が、コロナで散財欲が溜まって*6、悶々としている時にある動画がサジェストされまして
何を思ったか見てしまったんです。(以下ラブレター)
夏色まつりさん…札束で殴られてるこの感じ、めっちゃ人間らしくてよかったんですよね…
私がVTuberってワードから勝手に(PTSD的に)想像していた2013年頃のボカロ界隈みたいな雰囲気は彼女とまつりす*7からは微塵も感じられなくて、直感的に信用できる居心地の良さみたいなものがありました。

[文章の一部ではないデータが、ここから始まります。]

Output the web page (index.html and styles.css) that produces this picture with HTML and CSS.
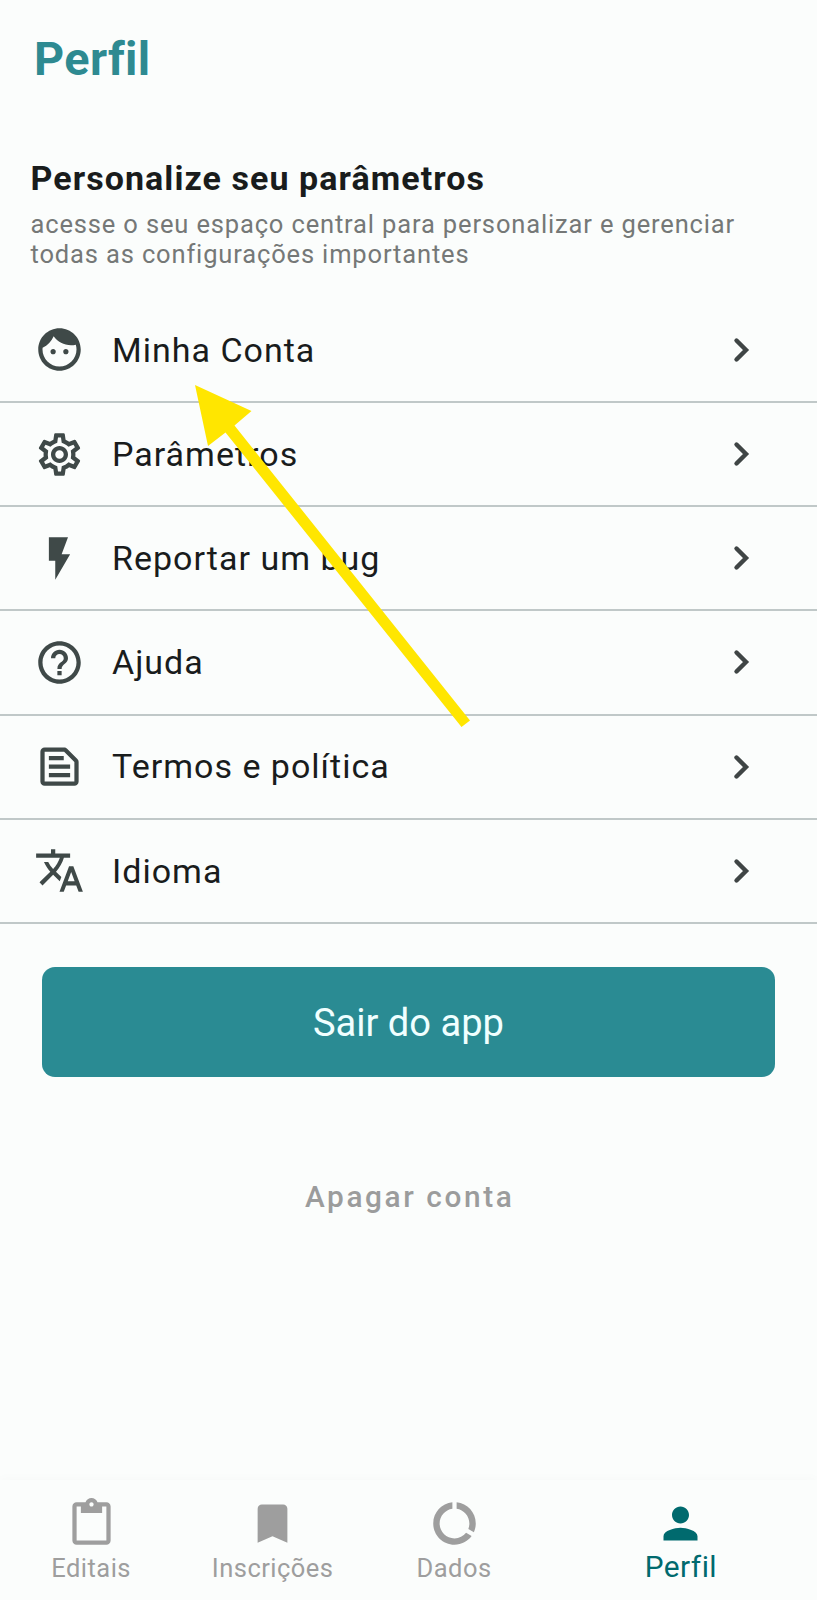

正直なところ、この動画を見てから今まで3日間*8の記憶がないんですけれども、切り抜き動画でもと思ってYouTubeで検索ボックスのサジェストを見ると
こんな風になってるわけです。ぱっと見センシティブでサイコパスで女好きな限界オタクなんですよ。ただそれでも、どんな動画を見ていても、視聴者やコラボしてる人のことをちゃんと尊重しているというのが一番残った印象です。
まだ彼女を知って3日、メンバーにもなってない私に何が分かるんだという話なんですが、それでも主張したい。きっと彼女は本来あるべき線引きを自分の中にしっかり持っていて、他の人々一人ひとりを尊重してて、本当の意味で人を傷つけることはしないと思う。
私も二十数年生きてきて、これまでの人生でいろいろ思うところがあります。浮気して人を傷つけたこともあるし、逆に浮気されて病んだこともあるし、信用してた人に自分の軸を笑われて泣いたこともある。だから、人を尊重するってこと、本来当たり前だとされてることを実行するのがとても難しいことだと知っていて。だからこそ私は夏色まつりを一人の人間として尊敬するし、本気で好きだと思う。
おわりに
壁打ちで済ませようと思ってたんですけど、2日目の夜に(あっこれ”ガチ”だ)って気付いてしまい、睡眠時間も確保したんですがどうにも我慢できませんでした。
結局まとまりのない文章になってしまい反省しております。
せっかくブログを開設したので、ごくごく稀にでも更新できたらいいかなと思います。
声に出して。
新しい出会いをくれた人生に
*1:一般的に推しを推すことを「ガチ恋」と表現する文脈もありますが、この記事中では原義通り恋愛感情を持つこととします
*3:渡されたのは『嘘つきみーくんと壊れたまーちゃん』だったような記憶がありますが、定かではありません
*4:じんさんならワールドコーリング、黒うさPならReActの方が刺さりました
*5:当然これは音楽と文筆など複数の分野での活動を行いたい人々の創作を否定するものではなく、「最近流行り始めたコンテンツで一発儲けられそうだから勢いのあるやつ見つけてなんかやらせようぜ」が不快という、それだけの意味です。